→ **TASK TO CARRY OUT**
Reproduce, character for character, the lines below from the first through the one with "string; keys: string". Leave pictures out.

# # # # # # #

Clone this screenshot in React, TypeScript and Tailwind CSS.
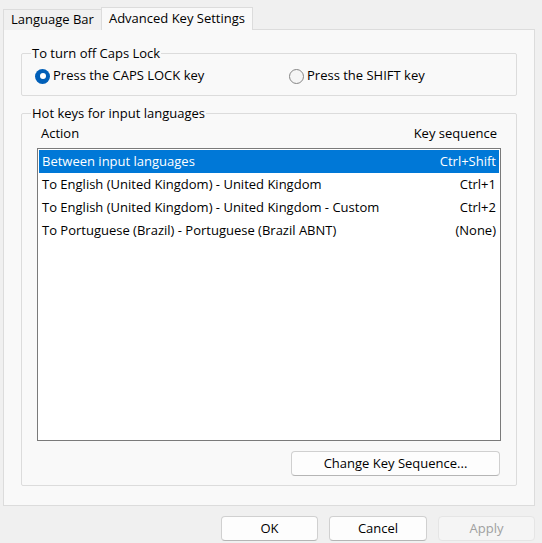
import React from 'react';

type Hotkey = { action: string; keys: string };

const hotkeys: Hotkey[] = [
  { action: 'Between input languages', keys: 'Ctrl+Shift' },
  { action: 'To English (United Kingdom) - United Kingdom', keys: 'Ctrl+1' },
  { action: 'To English (United Kingdom) - United Kingdom - Custom', keys: 'Ctrl+2' },
  { action: 'To Portuguese (Brazil) - Portuguese (Brazil ABNT)', keys: '(None)' },
];

const Radio: React.FC<{ checked?: boolean; label: string; className?: string }> = ({ checked, label, className = '' }) => (
  <label className={`flex items-center gap-[3px] ${className}`}>
    {checked ? (
      <span className="w-[15px] h-[15px] rounded-full bg-[#005fb8] flex items-center justify-center">
        <span className="w-[6px] h-[6px] rounded-full bg-white" />
      </span>
    ) : (
      <span className="w-[15px] h-[15px] rounded-full border border-[#868686] bg-[#f5f5f5]" />
    )}
    <span>{label}</span>
  </label>
);

const Group: React.FC<{ title: string; className?: string; children: React.ReactNode }> = ({ title, className = '', children }) => (
  <div className={`relative border border-[#dcdcdc] rounded-[2px] ${className}`}>
    <span className="absolute -top-[9px] left-[9px] px-[1px] bg-[#f9f9f9] leading-[16px]">{title}</span>
    {children}
  </div>
);

const Button: React.FC<{ label: string; disabled?: boolean; className?: string }> = ({ label, disabled, className = '' }) => (
  <button
    className={`h-[25px] rounded-[4px] border flex items-center justify-center ${
      disabled ? 'border-[#e5e5e5] bg-[#f5f5f5] text-[#a0a0a0]' : 'border-[#d0d0d0] border-b-[#b5b5b5] bg-[#fdfdfd] text-black'
    } ${className}`}
  >
    {label}
  </button>
);

export default function App() {
  return (
    <div className="w-[542px] h-[543px] bg-[#f0f0f0] text-[13px] text-black font-['Segoe_UI','Open_Sans','Noto_Sans',sans-serif] flex flex-col">
      {/* tab strip */}
      <div className="flex items-end h-[30px] pl-[3px] pt-[7px] relative z-10">
        <div className="h-[21px] px-[7px] border border-b-0 border-[#dcdcdc] bg-[#f0f0f0] flex items-center">Language Bar</div>
        <div className="h-[23px] px-[7px] border border-b-0 border-[#dcdcdc] bg-[#f9f9f9] flex items-center -ml-px">Advanced Key Settings</div>
      </div>

      {/* tab page */}
      <div className="mx-[3px] -mt-px w-[532px] h-[477px] border border-[#dcdcdc] bg-[#f9f9f9] px-[17px] pt-[23px]">
        <Group title="To turn off Caps Lock" className="h-[43px] pt-[3px] flex items-center">
          <Radio checked label="Press the CAPS LOCK key" className="ml-[13px] w-[254px]" />
          <Radio label="Press the SHIFT key" />
        </Group>

        <Group title="Hot keys for input languages" className="mt-[17px] h-[373px] px-[15px] pt-[9px]">
          <div className="flex justify-between px-[4px] leading-[20px]">
            <span>Action</span>
            <span>Key sequence</span>
          </div>
          <div className="mt-[5px] h-[293px] border border-[#7a7a7a] bg-white p-px">
            {hotkeys.map((h, i) => (
              <div
                key={h.action}
                className={`h-[23px] flex items-center justify-between px-[3px] ${i === 0 ? 'bg-[#0078d7] text-white' : ''}`}
              >
                <span>{h.action}</span>
                <span>{h.keys}</span>
              </div>
            ))}
          </div>
          <div className="flex justify-end mt-[10px] pr-[1px]">
            <Button label="Change Key Sequence..." className="w-[209px] h-[25px]" />
          </div>
        </Group>
      </div>

      {/* dialog buttons */}
      <div className="flex justify-end gap-[11px] pr-[7px] mt-[10px]">
        <Button label="OK" className="w-[97px]" />
        <Button label="Cancel" className="w-[98px]" />
        <Button label="Apply" disabled className="w-[97px]" />
      </div>
    </div>
  );
}
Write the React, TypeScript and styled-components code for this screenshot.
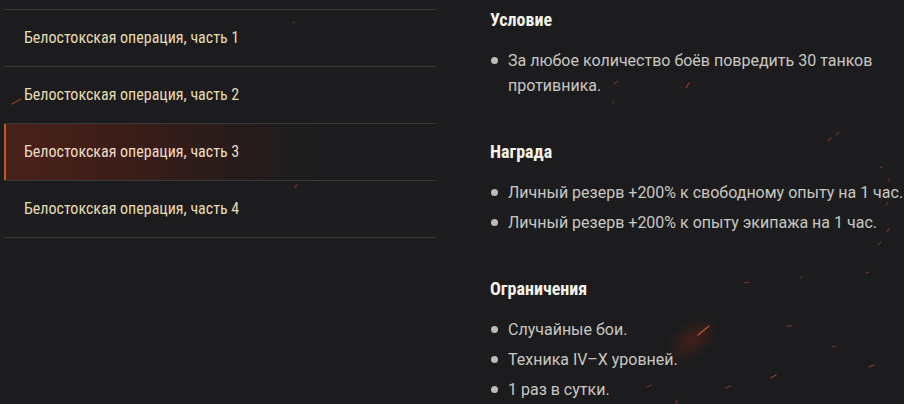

# # # # # # #

→ **FINAL RESULT**
Clone this screenshot in React, TypeScript and Tailwind CSS.
import React from 'react';

type Hotkey = { action: string; keys: string };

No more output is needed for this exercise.